* [Given problem] From the listing below, select every line where the word "this" appears.

* [Supplied data]
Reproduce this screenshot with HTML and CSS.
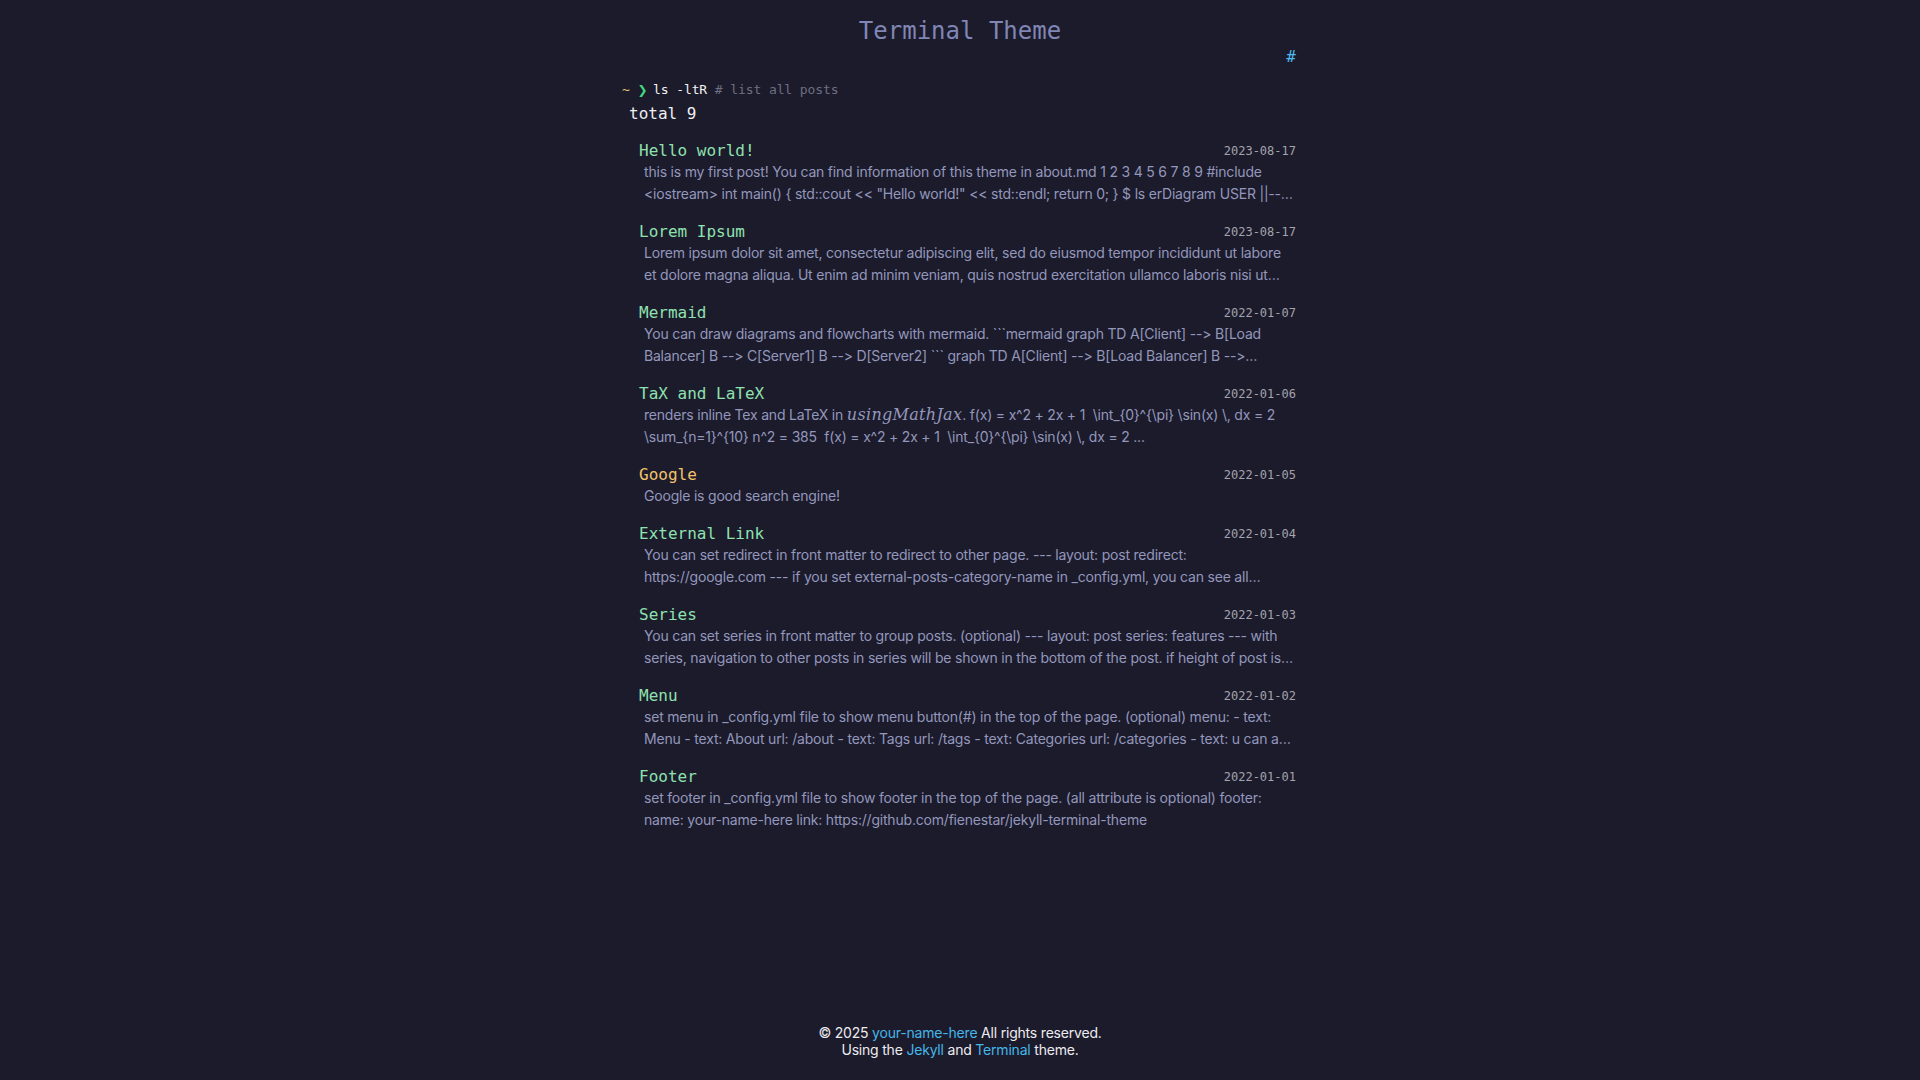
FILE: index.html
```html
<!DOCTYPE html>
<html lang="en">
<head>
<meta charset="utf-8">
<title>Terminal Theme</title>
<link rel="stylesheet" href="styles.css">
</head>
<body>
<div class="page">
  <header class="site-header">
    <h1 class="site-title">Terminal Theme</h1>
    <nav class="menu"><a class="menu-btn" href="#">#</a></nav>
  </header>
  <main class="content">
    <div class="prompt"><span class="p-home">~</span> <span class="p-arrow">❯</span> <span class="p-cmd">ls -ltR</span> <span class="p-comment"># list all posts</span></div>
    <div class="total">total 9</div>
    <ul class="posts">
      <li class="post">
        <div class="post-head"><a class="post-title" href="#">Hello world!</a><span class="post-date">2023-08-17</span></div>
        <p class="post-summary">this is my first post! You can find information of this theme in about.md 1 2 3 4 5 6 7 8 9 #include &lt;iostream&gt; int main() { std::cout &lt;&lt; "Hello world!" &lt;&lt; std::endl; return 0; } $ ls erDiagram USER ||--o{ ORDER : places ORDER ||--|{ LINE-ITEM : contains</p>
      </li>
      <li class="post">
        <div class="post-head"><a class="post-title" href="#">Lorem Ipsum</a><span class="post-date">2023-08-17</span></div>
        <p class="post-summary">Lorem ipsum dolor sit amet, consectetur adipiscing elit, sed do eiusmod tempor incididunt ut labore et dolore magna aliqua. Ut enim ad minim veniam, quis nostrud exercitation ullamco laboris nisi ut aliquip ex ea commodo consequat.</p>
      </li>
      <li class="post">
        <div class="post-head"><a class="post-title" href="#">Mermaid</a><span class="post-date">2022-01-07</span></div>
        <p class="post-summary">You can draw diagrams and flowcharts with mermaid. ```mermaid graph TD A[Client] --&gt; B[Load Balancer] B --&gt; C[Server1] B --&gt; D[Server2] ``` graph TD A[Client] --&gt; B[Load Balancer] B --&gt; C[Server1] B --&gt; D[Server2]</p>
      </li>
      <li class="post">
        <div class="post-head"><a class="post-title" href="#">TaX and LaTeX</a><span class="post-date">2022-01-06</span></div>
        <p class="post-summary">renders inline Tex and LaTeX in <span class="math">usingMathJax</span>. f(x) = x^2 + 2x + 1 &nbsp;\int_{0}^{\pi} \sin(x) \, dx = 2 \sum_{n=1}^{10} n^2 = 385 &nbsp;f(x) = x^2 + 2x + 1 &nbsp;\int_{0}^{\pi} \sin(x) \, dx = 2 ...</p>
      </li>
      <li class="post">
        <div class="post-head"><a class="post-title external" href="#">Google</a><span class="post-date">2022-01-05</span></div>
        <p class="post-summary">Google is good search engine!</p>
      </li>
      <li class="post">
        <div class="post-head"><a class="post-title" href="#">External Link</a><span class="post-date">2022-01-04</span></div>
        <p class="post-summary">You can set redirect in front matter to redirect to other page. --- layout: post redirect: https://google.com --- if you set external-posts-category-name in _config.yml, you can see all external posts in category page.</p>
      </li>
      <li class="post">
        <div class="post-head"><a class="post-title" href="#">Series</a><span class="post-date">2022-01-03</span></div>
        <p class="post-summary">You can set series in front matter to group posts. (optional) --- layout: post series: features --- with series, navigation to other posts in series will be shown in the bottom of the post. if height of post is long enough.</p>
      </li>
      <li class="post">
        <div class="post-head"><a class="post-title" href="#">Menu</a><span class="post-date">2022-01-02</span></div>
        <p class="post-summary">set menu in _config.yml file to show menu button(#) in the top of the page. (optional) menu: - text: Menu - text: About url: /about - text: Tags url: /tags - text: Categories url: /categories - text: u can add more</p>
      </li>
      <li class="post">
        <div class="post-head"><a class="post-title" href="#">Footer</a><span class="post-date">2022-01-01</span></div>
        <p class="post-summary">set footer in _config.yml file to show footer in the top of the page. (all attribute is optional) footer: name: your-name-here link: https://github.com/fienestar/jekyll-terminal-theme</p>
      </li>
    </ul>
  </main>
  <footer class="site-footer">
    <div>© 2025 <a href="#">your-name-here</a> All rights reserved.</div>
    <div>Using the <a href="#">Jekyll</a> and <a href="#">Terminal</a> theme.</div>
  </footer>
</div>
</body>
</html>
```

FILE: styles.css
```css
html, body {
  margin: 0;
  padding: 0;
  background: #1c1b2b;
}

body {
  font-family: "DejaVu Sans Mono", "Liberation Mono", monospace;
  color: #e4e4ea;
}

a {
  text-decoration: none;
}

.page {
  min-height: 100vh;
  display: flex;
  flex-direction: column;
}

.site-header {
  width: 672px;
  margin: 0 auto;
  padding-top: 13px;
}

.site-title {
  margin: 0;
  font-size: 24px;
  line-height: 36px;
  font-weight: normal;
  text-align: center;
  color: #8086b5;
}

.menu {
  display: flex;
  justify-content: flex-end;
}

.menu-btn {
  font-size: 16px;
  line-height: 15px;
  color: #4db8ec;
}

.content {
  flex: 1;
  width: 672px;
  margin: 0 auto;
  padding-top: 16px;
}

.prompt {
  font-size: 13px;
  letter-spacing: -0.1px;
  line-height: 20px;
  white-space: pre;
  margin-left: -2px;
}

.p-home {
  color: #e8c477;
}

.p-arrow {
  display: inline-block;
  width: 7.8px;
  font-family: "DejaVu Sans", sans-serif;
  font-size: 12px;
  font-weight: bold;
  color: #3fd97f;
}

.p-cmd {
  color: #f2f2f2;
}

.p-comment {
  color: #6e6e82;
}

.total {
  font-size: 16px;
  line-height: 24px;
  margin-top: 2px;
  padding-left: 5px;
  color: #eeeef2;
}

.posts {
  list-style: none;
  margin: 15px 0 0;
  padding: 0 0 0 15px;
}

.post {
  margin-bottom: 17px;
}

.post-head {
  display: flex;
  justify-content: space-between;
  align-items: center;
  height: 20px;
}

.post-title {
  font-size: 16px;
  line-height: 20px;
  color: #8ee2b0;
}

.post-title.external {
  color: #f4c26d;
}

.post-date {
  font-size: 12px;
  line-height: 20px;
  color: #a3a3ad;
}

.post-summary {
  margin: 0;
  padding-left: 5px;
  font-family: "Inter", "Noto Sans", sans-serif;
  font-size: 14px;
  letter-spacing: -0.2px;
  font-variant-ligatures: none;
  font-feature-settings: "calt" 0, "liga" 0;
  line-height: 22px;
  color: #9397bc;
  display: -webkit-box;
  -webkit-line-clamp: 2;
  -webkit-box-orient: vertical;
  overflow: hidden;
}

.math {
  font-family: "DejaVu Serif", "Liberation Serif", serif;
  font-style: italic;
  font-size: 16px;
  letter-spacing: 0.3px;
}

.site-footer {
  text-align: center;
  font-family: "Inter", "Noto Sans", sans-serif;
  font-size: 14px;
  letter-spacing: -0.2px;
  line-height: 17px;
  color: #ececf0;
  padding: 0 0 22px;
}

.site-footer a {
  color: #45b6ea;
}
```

* [Correct result]
Reproduce this screenshot with HTML and CSS.
        <p class="post-summary">this is my first post! You can find information of this theme in about.md 1 2 3 4 5 6 7 8 9 #include &lt;iostream&gt; int main() { std::cout &lt;&lt; "Hello world!" &lt;&lt; std::endl; return 0; } $ ls erDiagram USER ||--o{ ORDER : places ORDER ||--|{ LINE-ITEM : contains</p>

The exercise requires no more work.